I don't think many folk realise the ableism and individualism that this reeks of. What alarms me about it is the display of health as an entitlement. People parade their good health around like it is a reward for all of their hard efforts, as if life circumstances, genetics, chance and socioeconomic situation play no part in their well-being.
I understand why people want to be proud or something that we're taught to aspire to, yet I'm left baffled by the insensitivity of people who are basically professing “I am not weak like those sick and disabled people. I am strong. I am putting in effort.”

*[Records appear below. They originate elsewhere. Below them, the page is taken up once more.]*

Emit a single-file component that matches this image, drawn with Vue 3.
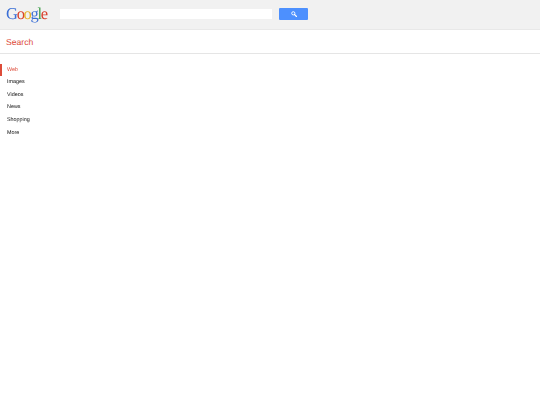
<script setup>
const logo = [
  { c: 'G', color: '#3b6fd6' },
  { c: 'o', color: '#d9432f' },
  { c: 'o', color: '#e8b32c' },
  { c: 'g', color: '#3b6fd6' },
  { c: 'l', color: '#3f9e4a' },
  { c: 'e', color: '#d9432f' }
]
const items = ['Web', 'Images', 'Videos', 'News', 'Shopping', 'More']
</script>

<template>
  <div class="page">
    <header class="top">
      <div class="logo">
        <span v-for="(l, i) in logo" :key="i" :style="{ color: l.color }">{{ l.c }}</span>
      </div>
      <div class="input"></div>
      <button class="btn" aria-label="Search">
        <svg width="6" height="6" viewBox="0 0 12 12">
          <circle cx="4.6" cy="4.6" r="3.2" fill="none" stroke="#fff" stroke-width="1.8" />
          <path d="M7 7l4 4" stroke="#fff" stroke-width="2.2" stroke-linecap="round" />
        </svg>
      </button>
    </header>
    <div class="sub">Search</div>
    <nav class="nav">
      <div v-for="(item, i) in items" :key="item" class="item" :class="{ active: i === 0 }">
        <span class="label">{{ item }}</span>
      </div>
    </nav>
  </div>
</template>

<style>
html, body { margin: 0; background: #fff; }
</style>

<style scoped>
.page {
  width: 540px;
  height: 405px;
  background: #fff;
  font-family: "Liberation Sans", Arial, sans-serif;
  text-rendering: geometricPrecision;
  overflow: hidden;
}
.top {
  box-sizing: border-box;
  height: 30px;
  background: #f1f1f1;
  border-bottom: 1px solid #e8e8e8;
  display: flex;
  align-items: center;
  padding-left: 6px;
  padding-bottom: 1px;
}
.logo {
  width: 54px;
  font-family: "Liberation Serif", serif;
  font-size: 16.5px;
  line-height: 20px;
  letter-spacing: -1.3px;
  white-space: nowrap;
  filter: blur(0.3px);
}
.input {
  width: 212px;
  height: 10px;
  background: #fff;
}
.btn {
  margin-left: 7px;
  width: 29px;
  height: 11.5px;
  padding: 0;
  border: 0;
  border-radius: 1px;
  background: #4d90fe;
  display: flex;
  align-items: center;
  justify-content: center;
}
.sub {
  box-sizing: border-box;
  height: 24px;
  border-bottom: 1px solid #e5e5e5;
  padding-left: 6px;
  font-size: 8.6px;
  line-height: 24px;
  color: #dd4b39;
}
.nav {
  padding-top: 9.6px;
}
.item {
  height: 12.6px;
  line-height: 12.6px;
  padding-left: 7px;
  font-size: 5.4px;
  color: #111;
}
.label {
  display: inline-block;
  filter: blur(0.2px);
}
.item.active {
  color: #dd4b39;
  box-shadow: inset 2px 0 0 #dd4b39;
}
</style>
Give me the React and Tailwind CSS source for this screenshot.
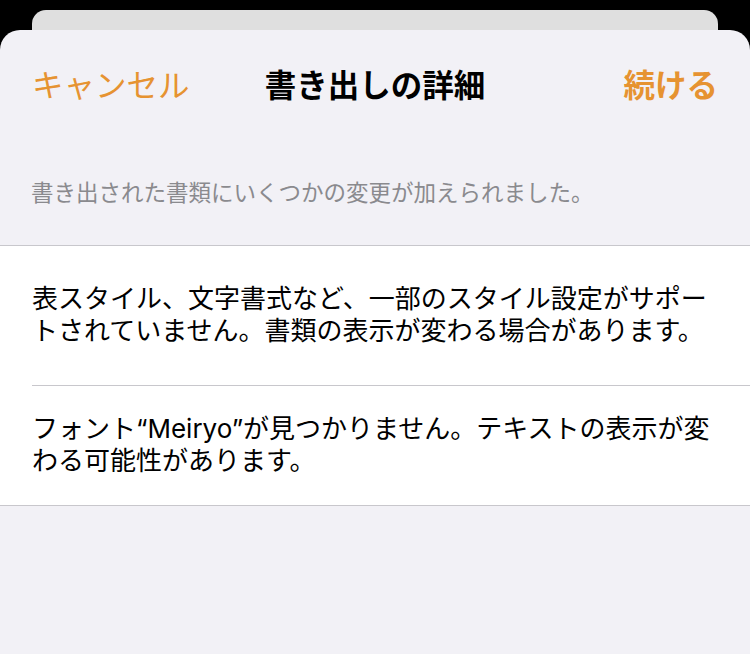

I've pondered a lot on what could be the root of this lack of critical empathy; the wilful denial that it could all change on the spin of a coin (or change on whatever COVID variant we're on now.). One of my lasting guesses is that it is easier to pin it on a sense of control of our own immune systems than to acknowledge our fear of mortality. Most of us live lives which are so sanitised away from the notion of death and our own deterioration that any reference to our fallibility is taken as a personal affront.
And I don't think it is intended with malice, but I know it is not proclaimed with care.
When we talk about our own circumstances, these loud proclamations, which only build us up if we're standing on top of others to make us feel better, ring pretty hollow, pretty quickly. Even if – and I stress this – even if the main person you are trampling to feel better about yourself is former you.
If we're lucky enough, most of us are going to get to an age where our bodies begin to fail us, to be able to move less and do less, and I think we would be wise to begin learning how to think of people like this as strong and worthy too, and probably sooner rather than later.